From the listing that follows, reproduce only the lines from the one holding "Output the component" through the one holding "import React from", both included, with no pictures.

Dataset entries:
========
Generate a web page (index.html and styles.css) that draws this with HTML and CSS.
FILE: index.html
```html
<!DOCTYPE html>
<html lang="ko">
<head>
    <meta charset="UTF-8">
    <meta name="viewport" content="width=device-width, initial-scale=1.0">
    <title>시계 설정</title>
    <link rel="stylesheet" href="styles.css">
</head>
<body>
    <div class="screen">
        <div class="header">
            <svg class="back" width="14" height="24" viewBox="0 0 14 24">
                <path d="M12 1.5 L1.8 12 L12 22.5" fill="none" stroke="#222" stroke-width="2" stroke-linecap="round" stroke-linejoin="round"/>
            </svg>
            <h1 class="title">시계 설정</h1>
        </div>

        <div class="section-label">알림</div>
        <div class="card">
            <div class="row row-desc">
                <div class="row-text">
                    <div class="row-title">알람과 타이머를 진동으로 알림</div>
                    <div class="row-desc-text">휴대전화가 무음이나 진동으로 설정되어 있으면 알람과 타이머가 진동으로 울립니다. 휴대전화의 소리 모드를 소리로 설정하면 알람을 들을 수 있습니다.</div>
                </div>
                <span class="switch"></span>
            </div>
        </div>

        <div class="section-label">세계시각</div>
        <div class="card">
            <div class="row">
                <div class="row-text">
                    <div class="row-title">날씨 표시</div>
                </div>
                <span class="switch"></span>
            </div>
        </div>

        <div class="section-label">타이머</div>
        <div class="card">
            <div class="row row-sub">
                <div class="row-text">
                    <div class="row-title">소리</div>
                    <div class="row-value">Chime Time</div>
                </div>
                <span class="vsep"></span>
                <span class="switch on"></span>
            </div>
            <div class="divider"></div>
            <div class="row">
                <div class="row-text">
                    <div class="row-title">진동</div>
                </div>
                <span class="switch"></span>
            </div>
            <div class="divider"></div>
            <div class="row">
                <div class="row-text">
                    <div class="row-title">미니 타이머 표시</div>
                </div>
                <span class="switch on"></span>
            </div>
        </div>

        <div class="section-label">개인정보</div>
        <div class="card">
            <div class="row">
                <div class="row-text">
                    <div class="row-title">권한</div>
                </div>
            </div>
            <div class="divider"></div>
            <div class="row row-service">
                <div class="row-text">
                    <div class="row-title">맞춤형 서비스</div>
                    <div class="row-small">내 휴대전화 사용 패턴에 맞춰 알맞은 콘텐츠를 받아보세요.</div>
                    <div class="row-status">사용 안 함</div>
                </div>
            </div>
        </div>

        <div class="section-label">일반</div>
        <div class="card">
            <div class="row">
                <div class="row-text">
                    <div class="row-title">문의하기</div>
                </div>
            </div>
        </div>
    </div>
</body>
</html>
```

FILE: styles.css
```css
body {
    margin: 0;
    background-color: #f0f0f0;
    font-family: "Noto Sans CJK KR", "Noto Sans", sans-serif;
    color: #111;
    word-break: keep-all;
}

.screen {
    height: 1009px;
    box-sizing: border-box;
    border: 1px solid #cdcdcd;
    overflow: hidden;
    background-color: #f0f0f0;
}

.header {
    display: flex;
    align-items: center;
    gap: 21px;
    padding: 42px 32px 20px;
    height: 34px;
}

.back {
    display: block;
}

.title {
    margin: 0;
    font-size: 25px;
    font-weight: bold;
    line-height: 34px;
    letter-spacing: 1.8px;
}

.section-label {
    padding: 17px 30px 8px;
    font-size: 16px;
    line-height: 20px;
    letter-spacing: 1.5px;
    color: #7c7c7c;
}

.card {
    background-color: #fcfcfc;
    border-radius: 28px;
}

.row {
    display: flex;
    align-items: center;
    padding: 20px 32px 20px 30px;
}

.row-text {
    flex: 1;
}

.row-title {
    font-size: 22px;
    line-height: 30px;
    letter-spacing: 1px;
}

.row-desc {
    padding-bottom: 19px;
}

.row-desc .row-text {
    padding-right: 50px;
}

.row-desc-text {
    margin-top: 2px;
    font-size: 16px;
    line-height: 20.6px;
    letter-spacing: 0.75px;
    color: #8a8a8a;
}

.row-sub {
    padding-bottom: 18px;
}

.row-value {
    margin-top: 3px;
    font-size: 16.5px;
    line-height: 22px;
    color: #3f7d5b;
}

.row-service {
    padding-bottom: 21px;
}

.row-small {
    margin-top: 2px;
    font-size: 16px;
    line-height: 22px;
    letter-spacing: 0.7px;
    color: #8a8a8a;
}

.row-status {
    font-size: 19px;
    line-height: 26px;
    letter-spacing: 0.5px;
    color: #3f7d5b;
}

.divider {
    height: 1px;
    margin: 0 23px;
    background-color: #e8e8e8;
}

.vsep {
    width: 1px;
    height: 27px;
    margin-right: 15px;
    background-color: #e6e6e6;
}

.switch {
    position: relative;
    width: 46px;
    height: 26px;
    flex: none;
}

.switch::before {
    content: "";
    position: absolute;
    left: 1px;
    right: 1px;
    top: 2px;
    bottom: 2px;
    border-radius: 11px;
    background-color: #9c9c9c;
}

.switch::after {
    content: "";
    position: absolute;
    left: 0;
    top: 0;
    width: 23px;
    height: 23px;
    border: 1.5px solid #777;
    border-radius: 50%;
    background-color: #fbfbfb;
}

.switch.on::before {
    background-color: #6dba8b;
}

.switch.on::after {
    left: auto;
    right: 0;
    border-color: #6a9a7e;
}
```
========
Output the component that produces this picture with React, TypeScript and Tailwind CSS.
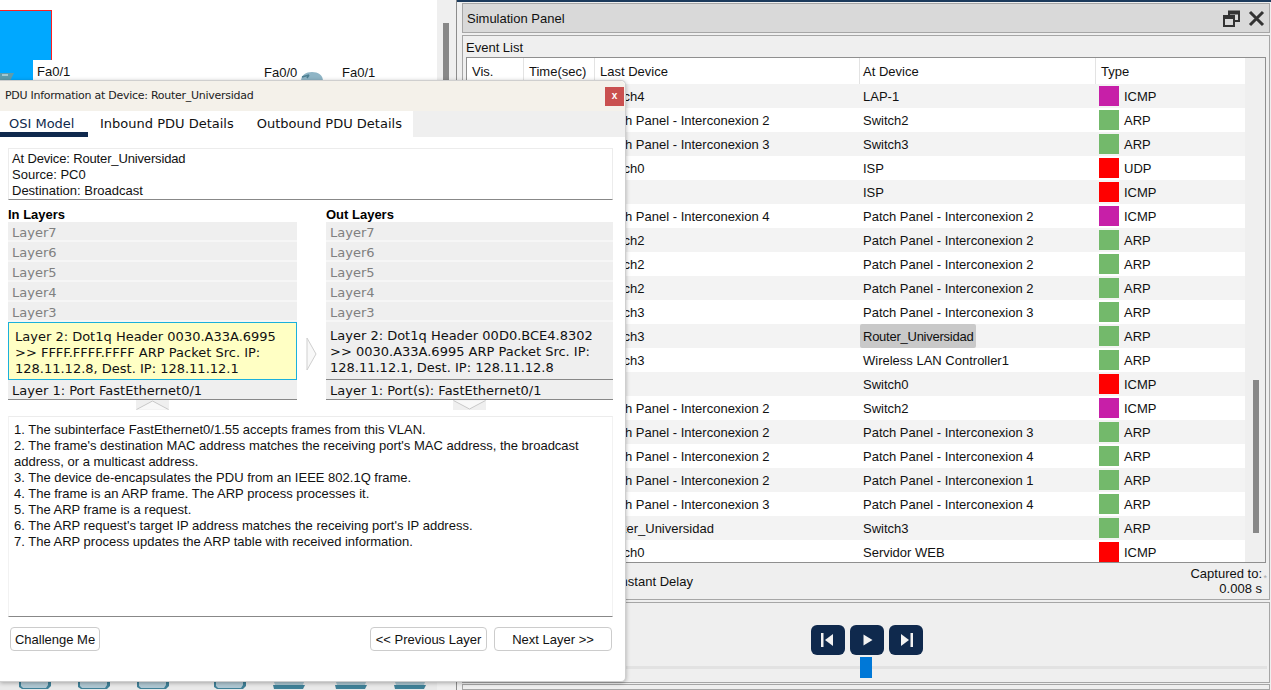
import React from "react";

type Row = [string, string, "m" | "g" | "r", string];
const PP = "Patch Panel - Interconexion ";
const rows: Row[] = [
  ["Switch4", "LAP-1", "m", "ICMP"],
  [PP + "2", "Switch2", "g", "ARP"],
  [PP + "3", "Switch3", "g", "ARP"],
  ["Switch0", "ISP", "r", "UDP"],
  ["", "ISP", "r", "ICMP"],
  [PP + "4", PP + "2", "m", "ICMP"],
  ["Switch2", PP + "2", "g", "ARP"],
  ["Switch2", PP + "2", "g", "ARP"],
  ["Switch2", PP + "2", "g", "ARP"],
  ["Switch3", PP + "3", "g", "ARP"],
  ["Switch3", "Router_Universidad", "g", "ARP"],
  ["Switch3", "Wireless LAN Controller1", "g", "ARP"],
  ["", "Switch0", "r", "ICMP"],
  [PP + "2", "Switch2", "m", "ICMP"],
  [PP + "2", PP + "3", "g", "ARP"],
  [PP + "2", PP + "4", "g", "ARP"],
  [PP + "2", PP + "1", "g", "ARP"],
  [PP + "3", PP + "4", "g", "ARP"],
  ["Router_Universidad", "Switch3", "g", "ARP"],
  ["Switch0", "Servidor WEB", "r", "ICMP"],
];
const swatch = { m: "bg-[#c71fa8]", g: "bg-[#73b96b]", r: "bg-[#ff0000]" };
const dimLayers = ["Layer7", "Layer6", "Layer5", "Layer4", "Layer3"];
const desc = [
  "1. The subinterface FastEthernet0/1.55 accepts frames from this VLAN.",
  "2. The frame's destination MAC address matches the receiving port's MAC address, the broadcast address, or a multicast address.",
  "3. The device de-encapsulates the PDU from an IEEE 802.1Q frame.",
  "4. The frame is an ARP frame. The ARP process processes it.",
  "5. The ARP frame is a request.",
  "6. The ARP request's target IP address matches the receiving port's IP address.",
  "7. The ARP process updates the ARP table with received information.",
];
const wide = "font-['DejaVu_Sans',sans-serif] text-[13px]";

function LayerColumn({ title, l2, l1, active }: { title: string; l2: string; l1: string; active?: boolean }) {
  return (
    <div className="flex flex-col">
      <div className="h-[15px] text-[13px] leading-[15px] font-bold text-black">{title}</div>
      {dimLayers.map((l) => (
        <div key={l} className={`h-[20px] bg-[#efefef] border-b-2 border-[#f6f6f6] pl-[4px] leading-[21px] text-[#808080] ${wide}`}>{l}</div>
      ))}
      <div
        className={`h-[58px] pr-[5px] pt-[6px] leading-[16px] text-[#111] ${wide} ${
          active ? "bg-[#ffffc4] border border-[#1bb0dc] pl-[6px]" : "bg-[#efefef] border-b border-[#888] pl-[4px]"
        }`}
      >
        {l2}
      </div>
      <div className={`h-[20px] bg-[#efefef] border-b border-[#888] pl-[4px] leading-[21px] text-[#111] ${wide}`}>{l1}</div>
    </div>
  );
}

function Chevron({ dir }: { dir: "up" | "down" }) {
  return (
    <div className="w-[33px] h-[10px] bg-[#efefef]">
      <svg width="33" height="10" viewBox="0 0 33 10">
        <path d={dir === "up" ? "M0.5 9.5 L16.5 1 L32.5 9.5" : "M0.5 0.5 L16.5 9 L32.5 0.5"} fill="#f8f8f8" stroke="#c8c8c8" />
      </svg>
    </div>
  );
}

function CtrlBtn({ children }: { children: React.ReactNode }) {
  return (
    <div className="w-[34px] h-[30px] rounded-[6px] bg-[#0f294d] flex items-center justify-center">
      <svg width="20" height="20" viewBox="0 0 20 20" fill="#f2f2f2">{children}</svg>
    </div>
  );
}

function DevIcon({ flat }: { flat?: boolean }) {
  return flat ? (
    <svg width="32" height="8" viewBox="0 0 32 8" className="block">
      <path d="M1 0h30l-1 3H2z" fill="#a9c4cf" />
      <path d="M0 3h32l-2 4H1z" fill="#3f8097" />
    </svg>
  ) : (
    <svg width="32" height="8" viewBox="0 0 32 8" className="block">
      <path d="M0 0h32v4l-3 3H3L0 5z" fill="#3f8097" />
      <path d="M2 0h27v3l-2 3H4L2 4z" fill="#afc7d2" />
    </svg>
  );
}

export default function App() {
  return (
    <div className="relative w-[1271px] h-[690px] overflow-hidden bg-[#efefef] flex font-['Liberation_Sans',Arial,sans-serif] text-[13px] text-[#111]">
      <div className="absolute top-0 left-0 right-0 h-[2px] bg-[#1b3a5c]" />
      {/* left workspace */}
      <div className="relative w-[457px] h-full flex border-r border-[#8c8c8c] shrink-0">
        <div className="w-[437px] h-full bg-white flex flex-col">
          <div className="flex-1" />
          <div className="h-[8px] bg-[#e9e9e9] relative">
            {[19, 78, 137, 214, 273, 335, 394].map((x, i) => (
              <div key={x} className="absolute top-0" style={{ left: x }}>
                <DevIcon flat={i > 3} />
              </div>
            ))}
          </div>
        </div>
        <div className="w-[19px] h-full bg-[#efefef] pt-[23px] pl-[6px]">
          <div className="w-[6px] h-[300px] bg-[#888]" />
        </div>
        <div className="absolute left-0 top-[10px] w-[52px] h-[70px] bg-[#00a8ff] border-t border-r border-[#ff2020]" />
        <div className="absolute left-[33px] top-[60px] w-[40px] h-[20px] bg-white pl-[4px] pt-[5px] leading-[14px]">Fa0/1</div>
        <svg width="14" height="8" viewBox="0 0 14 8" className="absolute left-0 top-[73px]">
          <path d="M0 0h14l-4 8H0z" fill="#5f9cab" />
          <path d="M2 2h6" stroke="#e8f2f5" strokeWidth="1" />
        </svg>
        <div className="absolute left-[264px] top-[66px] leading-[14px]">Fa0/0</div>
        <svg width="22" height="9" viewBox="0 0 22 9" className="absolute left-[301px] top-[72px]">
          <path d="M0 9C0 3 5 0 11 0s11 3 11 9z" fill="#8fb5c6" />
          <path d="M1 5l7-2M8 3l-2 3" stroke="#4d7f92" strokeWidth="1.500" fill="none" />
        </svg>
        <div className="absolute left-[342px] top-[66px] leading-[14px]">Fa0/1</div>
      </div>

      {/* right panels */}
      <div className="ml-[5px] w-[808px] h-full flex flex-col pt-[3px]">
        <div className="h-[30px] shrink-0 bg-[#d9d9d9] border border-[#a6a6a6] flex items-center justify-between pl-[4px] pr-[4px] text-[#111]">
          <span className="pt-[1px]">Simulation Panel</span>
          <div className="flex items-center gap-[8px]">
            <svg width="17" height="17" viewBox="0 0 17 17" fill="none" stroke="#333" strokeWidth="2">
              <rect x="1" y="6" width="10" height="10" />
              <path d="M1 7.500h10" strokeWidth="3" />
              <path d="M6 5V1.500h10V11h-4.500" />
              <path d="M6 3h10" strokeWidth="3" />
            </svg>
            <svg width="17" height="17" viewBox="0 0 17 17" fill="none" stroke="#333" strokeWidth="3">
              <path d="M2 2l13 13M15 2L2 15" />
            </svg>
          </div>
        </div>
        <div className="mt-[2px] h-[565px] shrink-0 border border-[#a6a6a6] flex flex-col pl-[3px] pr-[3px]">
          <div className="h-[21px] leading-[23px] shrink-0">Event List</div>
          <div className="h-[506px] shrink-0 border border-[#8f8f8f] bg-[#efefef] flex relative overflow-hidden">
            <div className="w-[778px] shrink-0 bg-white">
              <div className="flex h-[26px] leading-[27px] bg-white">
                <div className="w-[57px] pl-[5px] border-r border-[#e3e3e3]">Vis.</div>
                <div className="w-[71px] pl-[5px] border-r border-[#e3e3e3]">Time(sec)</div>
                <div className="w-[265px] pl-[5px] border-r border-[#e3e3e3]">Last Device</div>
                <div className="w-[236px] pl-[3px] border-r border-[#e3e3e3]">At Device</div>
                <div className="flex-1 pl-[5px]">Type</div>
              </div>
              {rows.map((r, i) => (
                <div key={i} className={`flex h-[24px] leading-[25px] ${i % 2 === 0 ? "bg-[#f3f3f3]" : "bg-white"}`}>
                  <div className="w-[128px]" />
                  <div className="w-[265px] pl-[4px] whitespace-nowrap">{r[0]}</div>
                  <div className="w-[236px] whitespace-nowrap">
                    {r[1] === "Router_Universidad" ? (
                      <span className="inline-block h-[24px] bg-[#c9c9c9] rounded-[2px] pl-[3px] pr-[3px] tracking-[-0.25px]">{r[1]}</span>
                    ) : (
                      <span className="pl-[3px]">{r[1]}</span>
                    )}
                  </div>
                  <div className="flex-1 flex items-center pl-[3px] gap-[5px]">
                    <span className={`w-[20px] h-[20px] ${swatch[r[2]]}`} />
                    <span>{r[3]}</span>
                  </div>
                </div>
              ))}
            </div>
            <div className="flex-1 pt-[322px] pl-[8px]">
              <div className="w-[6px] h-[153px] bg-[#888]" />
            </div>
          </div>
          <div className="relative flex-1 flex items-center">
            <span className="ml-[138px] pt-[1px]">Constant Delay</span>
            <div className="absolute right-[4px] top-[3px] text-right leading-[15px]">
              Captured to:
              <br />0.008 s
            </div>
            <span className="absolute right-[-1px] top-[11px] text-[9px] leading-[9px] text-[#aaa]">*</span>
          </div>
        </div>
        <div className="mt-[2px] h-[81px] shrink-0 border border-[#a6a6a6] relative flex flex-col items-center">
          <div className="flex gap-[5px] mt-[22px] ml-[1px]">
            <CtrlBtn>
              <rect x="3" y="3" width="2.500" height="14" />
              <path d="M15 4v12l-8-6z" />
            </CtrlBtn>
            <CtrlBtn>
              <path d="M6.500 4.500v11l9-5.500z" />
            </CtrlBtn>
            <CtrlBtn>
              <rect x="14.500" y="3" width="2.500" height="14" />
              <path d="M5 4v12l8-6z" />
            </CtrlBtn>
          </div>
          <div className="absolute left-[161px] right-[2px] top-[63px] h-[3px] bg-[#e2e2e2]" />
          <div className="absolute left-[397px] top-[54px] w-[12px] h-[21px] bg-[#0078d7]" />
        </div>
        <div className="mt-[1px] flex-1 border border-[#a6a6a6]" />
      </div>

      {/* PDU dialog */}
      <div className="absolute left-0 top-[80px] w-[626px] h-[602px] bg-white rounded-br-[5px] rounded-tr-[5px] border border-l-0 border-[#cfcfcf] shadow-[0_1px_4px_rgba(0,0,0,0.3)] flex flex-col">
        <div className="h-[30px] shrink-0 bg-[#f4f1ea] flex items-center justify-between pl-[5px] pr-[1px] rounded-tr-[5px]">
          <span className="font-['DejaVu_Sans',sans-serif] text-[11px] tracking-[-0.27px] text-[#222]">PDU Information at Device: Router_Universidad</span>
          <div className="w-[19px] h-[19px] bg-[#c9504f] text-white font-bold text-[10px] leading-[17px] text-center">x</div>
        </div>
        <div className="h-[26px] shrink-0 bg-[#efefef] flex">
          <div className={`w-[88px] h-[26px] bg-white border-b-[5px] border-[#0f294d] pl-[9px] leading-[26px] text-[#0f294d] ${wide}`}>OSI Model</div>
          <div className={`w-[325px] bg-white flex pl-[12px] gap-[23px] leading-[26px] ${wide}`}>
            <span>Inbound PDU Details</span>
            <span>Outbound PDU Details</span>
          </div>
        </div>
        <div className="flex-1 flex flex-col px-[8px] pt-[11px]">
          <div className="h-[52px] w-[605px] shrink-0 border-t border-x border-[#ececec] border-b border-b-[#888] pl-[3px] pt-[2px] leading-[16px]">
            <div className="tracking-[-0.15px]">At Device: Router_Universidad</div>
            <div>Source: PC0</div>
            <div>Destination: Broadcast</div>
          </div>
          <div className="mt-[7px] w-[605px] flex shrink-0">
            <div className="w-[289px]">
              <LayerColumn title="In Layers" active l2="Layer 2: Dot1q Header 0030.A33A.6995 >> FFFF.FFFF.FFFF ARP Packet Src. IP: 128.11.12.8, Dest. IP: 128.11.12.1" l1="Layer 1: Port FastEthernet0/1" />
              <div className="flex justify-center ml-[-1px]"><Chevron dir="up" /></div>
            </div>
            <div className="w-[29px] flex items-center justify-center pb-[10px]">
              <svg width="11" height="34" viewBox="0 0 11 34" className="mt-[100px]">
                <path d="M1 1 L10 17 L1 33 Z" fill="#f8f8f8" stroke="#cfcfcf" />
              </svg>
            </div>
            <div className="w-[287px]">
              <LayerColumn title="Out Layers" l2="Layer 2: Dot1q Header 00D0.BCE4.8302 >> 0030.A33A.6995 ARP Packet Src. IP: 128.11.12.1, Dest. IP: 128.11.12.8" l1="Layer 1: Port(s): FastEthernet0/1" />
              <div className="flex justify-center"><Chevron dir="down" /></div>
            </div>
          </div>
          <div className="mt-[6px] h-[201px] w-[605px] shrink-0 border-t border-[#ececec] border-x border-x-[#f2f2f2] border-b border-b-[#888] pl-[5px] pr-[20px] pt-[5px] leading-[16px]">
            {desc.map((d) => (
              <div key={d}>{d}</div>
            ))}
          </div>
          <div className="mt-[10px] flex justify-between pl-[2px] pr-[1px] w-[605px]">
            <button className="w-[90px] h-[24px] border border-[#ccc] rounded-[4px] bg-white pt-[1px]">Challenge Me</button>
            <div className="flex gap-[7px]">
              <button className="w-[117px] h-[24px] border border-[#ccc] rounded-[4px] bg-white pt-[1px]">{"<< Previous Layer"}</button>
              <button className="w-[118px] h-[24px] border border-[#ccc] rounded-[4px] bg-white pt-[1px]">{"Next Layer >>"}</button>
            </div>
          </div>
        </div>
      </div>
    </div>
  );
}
========
-- RESPONSE --
Output the component that produces this picture with React, TypeScript and Tailwind CSS.
import React from "react";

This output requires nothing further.